Well, at some point Siddhartha sat under a tree in meditation and became enlightened and now we know him as the Buddha, or Gautama Buddha. His movement has spread all over the world. The temple we have here has been influenced by Buddha, and there are many Buddhist Jedi out there both in and outside of our temple. Yet to my knowledge none of them, or at least very few of them, will point out the Buddha jumping from tradition to tradition, abandoning his family, breaking promises and the like. We who are interested in Buddhism know the stories, we’ve read the speeches, but most of the time these parts of the Buddha’s life are glanced over, as if those events had nothing to do with him growing as a person and possibly even contributing to his enlightenment.

Our theme as of right now is Fickleness Yet Discipline. To be fickle is to jump from one allegiance to another, and this is what we see Buddha doing before reaching enlightenment. But aren’t these events of his life necessary for him to have reached his enlightenment?

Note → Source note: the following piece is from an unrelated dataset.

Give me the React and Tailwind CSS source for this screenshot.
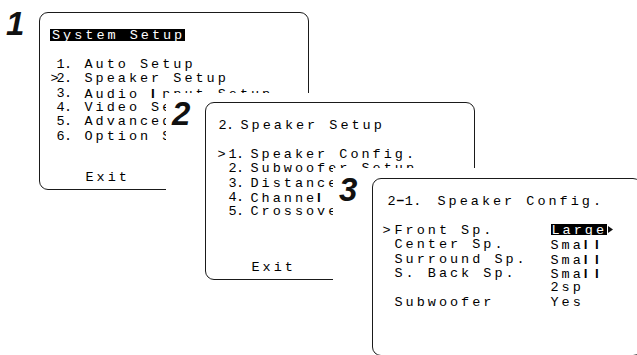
import React from 'react';
import clsx from 'clsx';

const mono =
  "font-['Liberation_Mono','DejaVu_Sans_Mono',monospace] text-[13.5px] leading-[14.4px] tracking-[3px] text-black";

const Panel = ({ n, className, boxClass, numClass, children }) => (
  <div className={clsx('absolute flex bg-white', className)}>
    <div
      className={clsx(
        "w-[39px] shrink-0 pl-[6px] font-['Liberation_Sans',Arial,sans-serif] text-[33px] font-bold italic leading-[33px] text-[#111]",
        numClass
      )}
    >
      {n}
    </div>
    <div
      className={clsx(
        'flex h-[178px] w-[270px] shrink-0 flex-col rounded-[9px] border-[1.5px] border-[#1a1a1a] pt-[16px] pb-[4px]',
        mono,
        boxClass
      )}
    >
      {children}
    </div>
  </div>
);

const MenuRow = ({ active, num, label, markerPl, markerW, numW }) => (
  <div className="flex h-[14.4px] whitespace-pre">
    <span className="shrink-0" style={{ paddingLeft: markerPl, width: markerPl + markerW }}>
      {active ? '>' : ''}
    </span>
    <span className="shrink-0 tracking-[-0.5px]" style={{ width: numW }}>
      {num}
    </span>
    <span>{label}</span>
  </div>
);

// the thick upright strokes of the OSD font (I, l)
const Bar = ({ children }) => (
  <span className="inline-block w-[11.1px] font-['Liberation_Sans',Arial,sans-serif] font-bold tracking-normal">
    {children}
  </span>
);

const setupItems = [
  ['1.', 'Auto Setup'],
  ['2.', 'Speaker Setup'],
  ['3.', <>Audio <Bar>I</Bar>nput Setup</>],
  ['4.', 'Video Setup'],
  ['5.', 'Advanced Setup'],
  ['6.', 'Option Setup'],
];

const speakerItems = [
  ['1.', 'Speaker Config.'],
  ['2.', 'Subwoofer Setup'],
  ['3.', 'Distance'],
  ['4.', <>Channe<Bar>l</Bar> Level</>],
  ['5.', 'Crossover Freq.'],
];

const small = <>Sma<Bar>l</Bar><Bar>l</Bar></>;

const configRows = [
  ['Front Sp.', 'Large'],
  ['Center Sp.', small],
  ['Surround Sp.', small],
  ['S. Back Sp.', small],
  ['', '2sp'],
  ['Subwoofer', 'Yes'],
];

export default function App() {
  return (
    <div className="relative h-[355px] w-[637px] overflow-hidden bg-white">
      <Panel n="1" className="left-0 top-[2px]" numClass="pt-[5px]" boxClass="mt-[10px]">
        <div className="flex h-[14.4px] pl-[9.5px]">
          <span className="h-[12px] whitespace-pre bg-black pl-[2.5px] leading-[14px] text-white">System Setup</span>
        </div>
        <div className="h-[14.4px]" />
        {setupItems.map(([num, label], i) => (
          <MenuRow key={num} active={i === 1} num={num} label={label} markerPl={10.5} markerW={6} numW={28} />
        ))}
        <div className="mt-auto pl-[45.5px]">Exit</div>
      </Panel>

      <Panel n="2" className="left-[166px] top-[93px]" numClass="pt-[4px]" boxClass="mt-[9px]">
        <div className="flex h-[14.4px] whitespace-pre pl-[12.5px]">
          <span className="w-[22px] shrink-0 tracking-[-0.5px]">2.</span>
          <span>Speaker Setup</span>
        </div>
        <div className="h-[14.4px]" />
        {speakerItems.map(([num, label], i) => (
          <MenuRow key={num} active={i === 0} num={num} label={label} markerPl={11.5} markerW={11} numW={22} />
        ))}
        <div className="mt-auto pl-[45.5px]">Exit</div>
      </Panel>

      <Panel n="3" className="left-[333px] top-[168px]" numClass="pt-[5px]" boxClass="mt-[10px]">
        <div className="flex h-[14.4px] whitespace-pre pl-[14.5px]">
          <span className="w-[50px] shrink-0 tracking-[0.5px]">
            2<span className="font-bold">−</span>1.
          </span>
          <span>Speaker Config.</span>
        </div>
        <div className="h-[14.4px]" />
        {configRows.map(([label, value], i) => (
          <div key={i} className="flex h-[14.4px] items-start whitespace-pre">
            <span className="w-[21.5px] shrink-0 pl-[9.5px]">{i === 0 ? '>' : ''}</span>
            <span className="w-[156px] shrink-0">{label}</span>
            {i === 0 ? (
              <>
                <span className="mt-[0.5px] h-[11px] bg-black pl-[1px] leading-[13px] text-white">{value}</span>
                <svg className="ml-[1px] mt-[2.5px]" width="5" height="7" viewBox="0 0 5 7">
                  <polygon points="0,0 5,3.5 0,7" fill="#111" />
                </svg>
              </>
            ) : (
              <span>{value}</span>
            )}
          </div>
        ))}
      </Panel>
    </div>
  );
}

Sure, maybe he one day would have been enlightened if he took on the responsibility of being the successor to his first yogic teacher. Maybe not; perhaps it was the second teacher who gave him the training that he needed, or a combination of both, or maybe he learned something by chance while walking down the road after leaving the second teacher which he never referenced but had helped him immensely. These things may be true, but what we do know is that Buddha was a fickle man for a time in his life.

That is not to say that Buddha was undisciplined. No, it would be easy for a man to say “this isn’t working!” after begging and return home, or to abandon the teachings of his first teacher entirely once he took on a second teacher, or to forget about them entirely, leaving them out of history. None of that would require discipline at all. But at each step, Buddha gained something. When he first witnessed suffering, he gained knowledge such as the knowledge of health and disease, life and death, happiness and suffering. For a time, he begged, and he survived; surely he learned of human kindness during that time. I could go on and point out lessons to be learned from Buddha before enlightenment, but it’s besides the point. What is important is that Siddhartha learned from these experiences and took them to heart. He didn’t simply abandon post and leave everything behind; he used it as a learning experience, and though he left a few teachers and his family, he didn’t lose sight of his goals or lose what he learned from them along the way. That is discipline existing alongside fickleness.

We should strive to be like Buddha in this way. I am not saying to abandon your faith, your family, your friends, your goals or anything else. Far from it! But each of us comes to a point where we move on from one experience to the next. When we move from our parents’ home, when we end a relationship, when we leave one religion and adopt another, we should take those lessons we learned with us. We shouldn’t abandon all that we have learned, how we have grown, or anything else. That is how we move on gracefully and become better from our experiences, no matter what they are.

No matter where you choose to go in life, may the Force be with you.